To discuss future research and application issues in inductive databases.

Target Audience

This tutorial is meant for researchers and practitioners interested in these key questions about inductive databases and constraint-based mining, it hopes to attract interest from a wide range of possible fields, including: data mining, machine learning, databases, constraint programming, etc.

A solid background in machine learning and/or data mining is useful but no prior knowledge on inductive databases or constraint programming is needed.

Outline

The length of the tutorial is 3 hours.

1. Introduction to inductive databases (45')

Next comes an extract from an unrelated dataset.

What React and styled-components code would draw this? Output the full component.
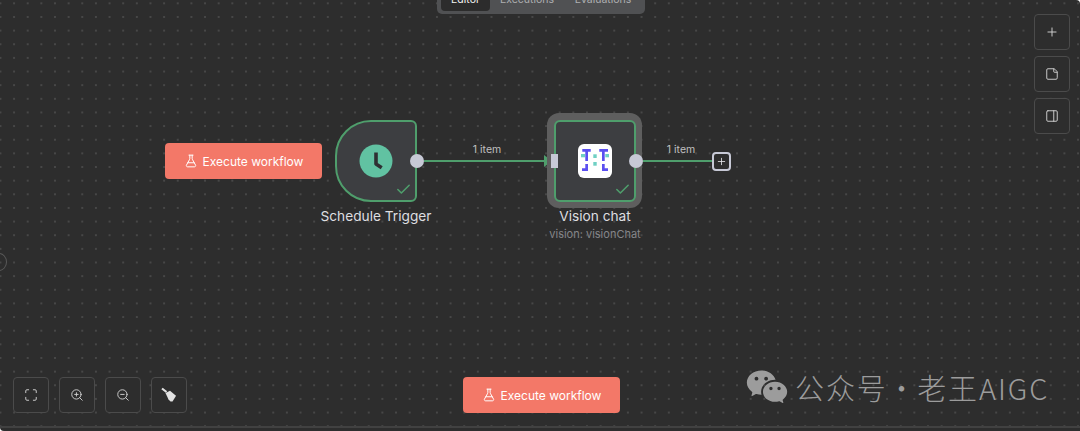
import React from "react";
import styled, { createGlobalStyle } from "styled-components";
import { FlaskConical, Maximize, ZoomIn, ZoomOut, Plus, StickyNote, PanelRight, Check } from "lucide-react";
import { RiWechatFill } from "react-icons/ri";

const Global = createGlobalStyle`
  html, body { margin: 0; padding: 0; background: #fff; }
  body { font-family: Inter, "Liberation Sans", sans-serif; }
`;

const Canvas = styled.main`
  position: relative;
  width: 1080px;
  height: 431px;
  overflow: hidden;
  background-color: #2d2d2d;
  background-image: radial-gradient(circle at center, #747474 0, #747474 0.5px, transparent 0.8px);
  background-size: 13.65px 13.65px;
  background-position: -6.4px -3.5px;
  border-radius: 0 4px 0 4px;
`;

const BottomEdge = styled.div`
  position: absolute;
  left: 0;
  right: 0;
  bottom: 3px;
  height: 2px;
  background: #414141;
`;

const Tabs = styled.nav`
  position: absolute;
  left: 437px;
  top: -16px;
  width: 208px;
  height: 30px;
  box-sizing: border-box;
  padding: 3px 4px;
  display: flex;
  background: #505153;
  border-radius: 5px;
`;

const Tab = styled.div`
  flex: 0 0 ${(p) => p.$w}px;
  height: 24px;
  display: flex;
  align-items: center;
  justify-content: center;
  border-radius: 4px;
  font-size: 10.5px;
  font-weight: 400;
  color: ${(p) => (p.$active ? "#f2f2f2" : "#aeafb1")};
  background: ${(p) => (p.$active ? "#2c2c2c" : "transparent")};
`;

const ToolRow = styled.div`
  position: absolute;
  left: 13px;
  top: 377px;
  display: flex;
  gap: 10px;
`;

const ToolColumn = styled.div`
  position: absolute;
  left: 1034px;
  top: 14px;
  display: flex;
  flex-direction: column;
  gap: 6px;
`;

const ToolButton = styled.button`
  width: 36px;
  height: 36px;
  padding: 0;
  box-sizing: border-box;
  display: flex;
  align-items: center;
  justify-content: center;
  background: #2d2d2d;
  border: 1px solid #4b4b4b;
  border-radius: 4px;
  color: #d3d3d3;
`;

const ExecuteButton = styled.button`
  position: absolute;
  left: ${(p) => p.$x}px;
  top: ${(p) => p.$y}px;
  width: 157px;
  height: 36px;
  padding: 0;
  box-sizing: border-box;
  display: flex;
  align-items: center;
  justify-content: center;
  gap: 5px;
  background: #f37868;
  border: 0;
  border-radius: 4px;
  color: #fff;
  font-family: inherit;
  font-size: 12px;
  font-weight: 400;
`;

const Edges = styled.svg`
  position: absolute;
  left: 0;
  top: 0;
`;

const EdgeLabel = styled.span`
  position: absolute;
  left: ${(p) => p.$x}px;
  top: 143px;
  width: 60px;
  margin-left: -30px;
  text-align: center;
  font-size: 10.5px;
  line-height: 14px;
  color: #c0c0c0;
`;

const TriggerNode = styled.div`
  position: absolute;
  left: 335px;
  top: 120px;
  width: 82px;
  height: 82px;
  box-sizing: border-box;
  display: flex;
  align-items: center;
  justify-content: center;
  background: #3d3e41;
  border: 2px solid #4f9e6c;
  border-radius: 36px 6px 6px 36px;
`;

const Halo = styled.div`
  position: absolute;
  left: 547px;
  top: 113px;
  width: 95px;
  height: 95px;
  box-sizing: border-box;
  padding: 7px 6px 6px 7px;
  background: #5e5e5e;
  border-radius: 12px;
`;

const VisionNode = styled.div`
  position: relative;
  width: 82px;
  height: 82px;
  box-sizing: border-box;
  display: flex;
  align-items: center;
  justify-content: center;
  background: #3d3e41;
  border: 2px solid #4f9e6c;
  border-radius: 6px;
`;

const Done = styled(Check)`
  position: absolute;
  right: 3px;
  bottom: 2px;
  color: #4f9e6c;
`;

const Port = styled.div`
  position: absolute;
  left: ${(p) => p.$x - 7}px;
  top: 154px;
  width: 14px;
  height: 14px;
  border-radius: 50%;
  background: #c7c9d6;
`;

const InputPort = styled.div`
  position: absolute;
  left: 551px;
  top: 154px;
  width: 7px;
  height: 14px;
  background: #c7c9d6;
`;

const AddButton = styled.div`
  position: absolute;
  left: 712px;
  top: 152px;
  width: 19px;
  height: 19px;
  box-sizing: border-box;
  display: flex;
  align-items: center;
  justify-content: center;
  background: #2d2d2d;
  border: 2px solid #c7c9d6;
  border-radius: 4px;
  color: #e4e4e8;
`;

const NodeName = styled.div`
  position: absolute;
  left: ${(p) => p.$x - 80}px;
  top: 207px;
  width: 160px;
  text-align: center;
  font-size: 13.7px;
  line-height: 18px;
  font-weight: 400;
  color: #dedee0;
`;

const NodeSub = styled.div`
  position: absolute;
  left: 515px;
  top: 227px;
  width: 160px;
  text-align: center;
  font-size: 11px;
  line-height: 15px;
  color: #85868a;
`;

const CutCircle = styled.div`
  position: absolute;
  left: -9px;
  top: 253px;
  width: 14px;
  height: 16px;
  border: 1px solid #595959;
  border-radius: 50%;
`;

const Watermark = styled.div`
  position: absolute;
  left: 745px;
  top: 366px;
  display: flex;
  align-items: center;
  gap: 6px;
  height: 42px;
  color: #9c9c9c;
  font-family: "Noto Sans CJK SC", "Noto Sans", sans-serif;
  font-size: 29px;
  font-weight: 300;
  letter-spacing: 1.9px;
  word-spacing: -9px;
  white-space: nowrap;
`;

const Wechat = styled(RiWechatFill)`
  flex: none;
`;

const ClockIcon = () => (
  <svg width="34" height="34" viewBox="0 0 34 34">
    <circle cx="17" cy="17" r="16.5" fill="#61c2a2" />
    <path d="M17 8.5 V20 L22.7 23.7" fill="none" stroke="#2f3033" strokeWidth="3.6" strokeLinejoin="round" />
  </svg>
);

const BroomIcon = () => (
  <svg width="16" height="16" viewBox="0 0 16 16">
    <path d="M1 1.5 L5.5 5" stroke="#e2e2e2" strokeWidth="2.2" fill="none" />
    <path d="M4.5 6 L9 3.8 L15 8.8 L14 10.5 L11.5 14.5 L9.5 14.5 L7.5 12.5 Z" fill="#e2e2e2" />
  </svg>
);

const VisionIcon = () => (
  <svg width="34" height="34" viewBox="0 0 34 34">
    <rect width="34" height="34" rx="6" fill="#fff" />
    <g fill="#5b4ff0">
      <path d="M4.3 5H12.7V7.7H10V17H7.3V7.7H4.3Z" />
      <path d="M21.3 5H30V7.7H26.7V17H24V7.7H21.3Z" />
      <path d="M7.3 20H10V27H4V24.3H7.3Z" />
      <path d="M24 20H26.7V24.3H30V27H24Z" />
    </g>
    <g fill="#6fd0c4">
      <rect x="3" y="10" width="4" height="3.3" />
      <rect x="27.3" y="10" width="3.7" height="3.3" />
      <rect x="15.3" y="10.3" width="3.4" height="3.7" />
      <rect x="15.3" y="18" width="3.4" height="3.7" />
    </g>
  </svg>
);

export default function App() {
  return (
    <Canvas>
      <Global />
      <BottomEdge />
      <CutCircle />

      <Tabs>
        <Tab $w={49} $active>Editor</Tab>
        <Tab $w={74}>Executions</Tab>
        <Tab $w={78}>Evaluations</Tab>
      </Tabs>

      <ToolColumn>
        <ToolButton><Plus size={14} strokeWidth={1.6} /></ToolButton>
        <ToolButton><StickyNote size={14} strokeWidth={1.6} /></ToolButton>
        <ToolButton><PanelRight size={14} strokeWidth={1.6} /></ToolButton>
      </ToolColumn>

      <ExecuteButton $x={165} $y={143}>
        <FlaskConical size={14} strokeWidth={1.7} />
        Execute workflow
      </ExecuteButton>

      <Edges width="1080" height="431" viewBox="0 0 1080 431">
        <path d="M424 161H548M643 161H713" stroke="#4f9e6c" strokeWidth="2" fill="none" />
        <path d="M544 155L552 161L544 167Z" fill="#4f9e6c" />
      </Edges>
      <EdgeLabel $x={487}>1 item</EdgeLabel>
      <EdgeLabel $x={681}>1 item</EdgeLabel>

      <TriggerNode>
        <ClockIcon />
        <Done size={17} strokeWidth={2.2} />
      </TriggerNode>
      <Port $x={417} />
      <NodeName $x={376}>Schedule Trigger</NodeName>

      <Halo>
        <VisionNode>
          <VisionIcon />
          <Done size={17} strokeWidth={2.2} />
        </VisionNode>
      </Halo>
      <InputPort />
      <Port $x={636} />
      <AddButton><Plus size={11} strokeWidth={1.8} /></AddButton>
      <NodeName $x={595}>Vision chat</NodeName>
      <NodeSub>vision: visionChat</NodeSub>

      <ToolRow>
        <ToolButton><Maximize size={14} strokeWidth={1.6} /></ToolButton>
        <ToolButton><ZoomIn size={14} strokeWidth={1.6} /></ToolButton>
        <ToolButton><ZoomOut size={14} strokeWidth={1.6} /></ToolButton>
        <ToolButton><BroomIcon /></ToolButton>
      </ToolRow>

      <ExecuteButton $x={463} $y={377}>
        <FlaskConical size={14} strokeWidth={1.7} />
        Execute workflow
      </ExecuteButton>

      <Watermark>
        <Wechat size={44} />
        公众号 · 老王AIGC
      </Watermark>
    </Canvas>
  );
}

What are inductive databases?
A querying approach to KDD processes
Constraint-based mining and inductive querying
Examples of applications (association rule mining, dependency discovery, frequent datalog queries, molecular fragment mining, etc.)

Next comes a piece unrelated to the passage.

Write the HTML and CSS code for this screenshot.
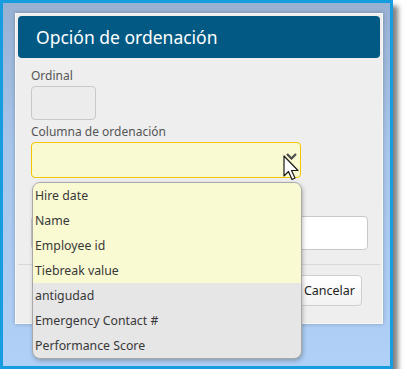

2. A survey of available data mining query languages and their expressivity (45')

MINE RULE (Meo, Psaila and Ceri, DMKD'98)
MSQL (Imielinski and Virmani, DMKD'99)
DMQL (Han et al. KDD'96)
MolFea - Molecular Feature Miner (Kramer, De Raedt and Helma, SIGKDD'01), a domain specific inductive database query language

3. Underlying principles of inductive querying: constraint-based mining (70')

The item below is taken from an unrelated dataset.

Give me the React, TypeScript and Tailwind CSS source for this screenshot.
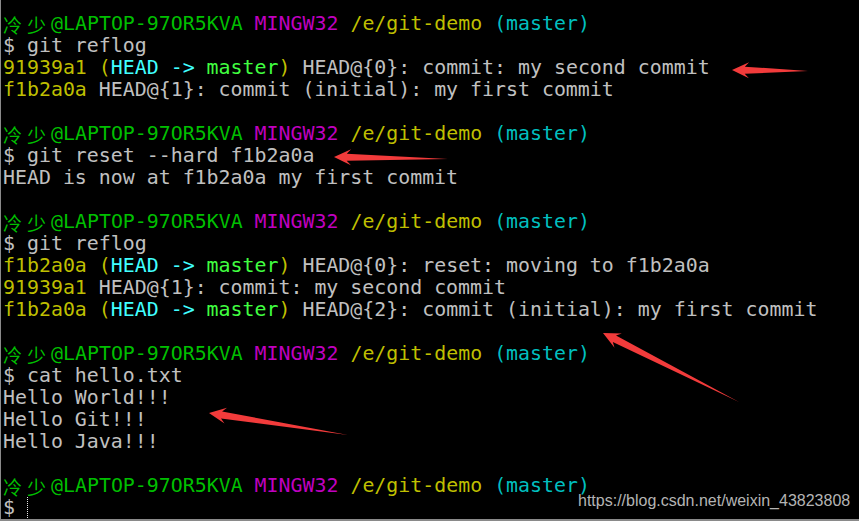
import React from "react";

const Y = "text-[#bfbf00]";
const G = "text-[#00bf00]";
const M = "text-[#bf00bf]";
const C = "text-[#00bfbf]";
const BC = "text-[#40ffff]";
const BG = "text-[#40ff40]";

function Prompt() {
  return (
    <div className="h-[22px]">
      <span className={G}>
        <span className="inline-block align-top w-[24px] h-[22px] leading-[23px] font-['Noto_Sans_CJK_SC',sans-serif] text-[19px]">冷</span>
        <span className="inline-block align-top w-[24px] h-[22px] leading-[23px] font-['Noto_Sans_CJK_SC',sans-serif] text-[19px]">少</span>
        @LAPTOP-97OR5KVA
      </span>{" "}
      <span className={M}>MINGW32</span> <span className={Y}>/e/git-demo</span>{" "}
      <span className={C}>(master)</span>
    </div>
  );
}

function Line({ children }: { children?: React.ReactNode }) {
  return <div className="h-[22px]">{children}</div>;
}

function HeadMaster() {
  return (
    <>
      <span className={Y}>(</span>
      <span className={BC}>HEAD -&gt; </span>
      <span className={BG}>master</span>
      <span className={Y}>)</span>
    </>
  );
}

type P = [number, number];
function arrowPoints(tip: P, tail: P, L: number, W: number, S: number) {
  const dx = tail[0] - tip[0];
  const dy = tail[1] - tip[1];
  const len = Math.hypot(dx, dy);
  const ux = dx / len;
  const uy = dy / len;
  const nx = -uy;
  const ny = ux;
  const pts: P[] = [
    tip,
    [tip[0] + ux * L + nx * W, tip[1] + uy * L + ny * W],
    [tip[0] + ux * L * 0.75 + nx * S, tip[1] + uy * L * 0.75 + ny * S],
    tail,
    [tip[0] + ux * L * 0.75 - nx * S, tip[1] + uy * L * 0.75 - ny * S],
    [tip[0] + ux * L - nx * W, tip[1] + uy * L - ny * W],
  ];
  return pts.map((p) => `${p[0].toFixed(1)},${p[1].toFixed(1)}`).join(" ");
}

export default function App() {
  const arrows: [P, P][] = [
    [[731, 70], [807, 71]],
    [[333, 157], [447, 159]],
    [[602, 333], [738, 402]],
    [[208, 413], [347, 435]],
  ];
  return (
    <div className="relative w-[859px] h-[521px] bg-black overflow-hidden border-l border-[#8a8a8a]">
      <div className="pt-[13px] pl-[2px] font-['DejaVu_Sans_Mono',monospace] text-[19.9px] leading-[22px] text-[#c0c0c0] whitespace-pre">
        <Prompt />
        <Line>$ git reflog</Line>
        <Line>
          <span className={Y}>91939a1</span> <HeadMaster /> HEAD@{"{0}"}: commit: my second commit
        </Line>
        <Line>
          <span className={Y}>f1b2a0a</span> HEAD@{"{1}"}: commit (initial): my first commit
        </Line>
        <Line />
        <Prompt />
        <Line>$ git reset --hard f1b2a0a</Line>
        <Line>HEAD is now at f1b2a0a my first commit</Line>
        <Line />
        <Prompt />
        <Line>$ git reflog</Line>
        <Line>
          <span className={Y}>f1b2a0a</span> <HeadMaster /> HEAD@{"{0}"}: reset: moving to f1b2a0a
        </Line>
        <Line>
          <span className={Y}>91939a1</span> HEAD@{"{1}"}: commit: my second commit
        </Line>
        <Line>
          <span className={Y}>f1b2a0a</span> <HeadMaster /> HEAD@{"{2}"}: commit (initial): my first commit
        </Line>
        <Line />
        <Prompt />
        <Line>$ cat hello.txt</Line>
        <Line>Hello World!!!</Line>
        <Line>Hello Git!!!</Line>
        <Line>Hello Java!!!</Line>
        <Line />
        <Prompt />
        <div className="h-[22px] flex">
          <span>$ </span>
          <span className="block w-0 h-[21px] border-l border-dotted border-[#e8e8e8]"></span>
        </div>
      </div>
      <div className="absolute left-[577px] top-[492px] font-['Liberation_Sans',Arial,sans-serif] text-[16px] leading-[18px] text-[#b4b4b4]">
        https://blog.csdn.net/weixin_43823808
      </div>
      <div className="absolute left-0 right-0 bottom-0 h-[2px] bg-[#8a8a8a]"></div>
      <svg className="absolute inset-0" width="859" height="521">
        {arrows.map(([t, e], i) => (
          <polygon key={i} points={arrowPoints(t, e, 17, 8, 3.5)} fill="#f23b3b" />
        ))}
      </svg>
    </div>
  );
}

3.1. An analogy with constraint programming

Pattern domains (e.g., item sets, episodes, datalog queries)
Solvers and algorithms
Various types of constraints available (frequency, generality, freeness)
Properties of constraints (monotonicity, anti-monotonicity, succinctness, etc.)
Borders of solution spaces (as in version spaces and the levelwise algorithm)
Relation to declarative bias in machine learning

3.2. Query evaluation for constraint based queries

Principles
The levelwise algorithm by Mannila and Toivonen
Searching for borders only (e.g., MaxMiner, version spaces, etc.)
Advanced algorithms for solving specific combinations of primitive constraints (e.g., Close)
Scaling issues

3.3. What is still missing?

Predictive learning
Accuracy
Optimisation primitives

4. Conclusions (20')

Perspectives: Applications and theory
Related work
Further reading

Presenters

Jean-François Boulicaut is currently associate professor at INSA Lyon. He got his Ph.D. and his Habilitation de Recherche from INSA Lyon in 1992 and 2001. His main research interests are: logic programming, (deductive) databases and knowledge discovery from databases. He has been invited researcher at the Department of Computer Science in the University of Helsinki from November 97 until August 98. He created the Data Mining group at INSA in October 98. He has served as PC member for the annual French-speaking conference on Logic Programming and Constraint Programming (JFPLC) many times. Concerning database mining and machine learning, he has served in the PC of PKDD'00, ECML-PKDD'01, ILP'01, BDA'01, ECML-PKDD'02, DTDM'02, FCAKDD'02 and serves as the ECAI 2002 tutorial chair. He is coordinator of the EU IST project cInQ consortium on discovering knowledge with Inductive queries.

Luc De Raedt is a full professor at the Albert-Ludwigs-University of Freiburg since 1999. Before that he was employed at the Katholieke Universiteit Leuven and the Fund for Scientific Research Flanders, where he was a post-doc and a part-time associate professor. He was local organiser, and program co-chairman of ECML and PKDD 2001, which was organised in Freiburg and which constituted the first co-location of a machine learning and a data mining conference. He was also co-chairman of the programme committee of the 7th European Conference on Machine Learning (Sicily, 1994), and of the IJCAI'97 Workshop on "Frontiers of Inductive Logic Programming", and chairman of the 5th International Inductive Logic Programming Workshop (Leuven, 1995). He is or was a member of the editorial boards of Machine Learning (1997-2000), Journal of AI Research (1997-2000), Journal of Machine Learning Research, New Generation Computing, AI Communications, Intelligent Data Analysis and Informatica. He has delivered tutorials at important conferences such as IJCAI'97, ICML'97, ICML'99, PKDD'99, LOPSTR'96, GP'98, ILPS'93, ACAI'99, etc., and invited talks at PKDD'00, ILP'98, MSL'00, AISC'98, MSL'96, etc. He was a coordinator of the ESPRIT ILP I and II projects, the recent EU IST April project, and was or is a principal organiser of the EU projects Aladin and cInQ. He has been working mainly in the field of inductive logic programming though he has recently started working on inductive databases. The domain specific inductive database MolFea, developed at Freiburg, received the runner up best application award at KDD 2001.

This tutorial is supported by the European Union project cInQ IST-2000-26469 (May 2001 - May 2004), funded by the Future and Emerging Technologies arm of the IST Programme. The partners of cInQ (consortium on discovering knowledge with Inductive Queries) are Nokia Research Center (Helsinki, Finland), Politecnico di Milano (Italy), University of Torino (Italy), University of Freiburg (Germany) and INSA Lyon (France).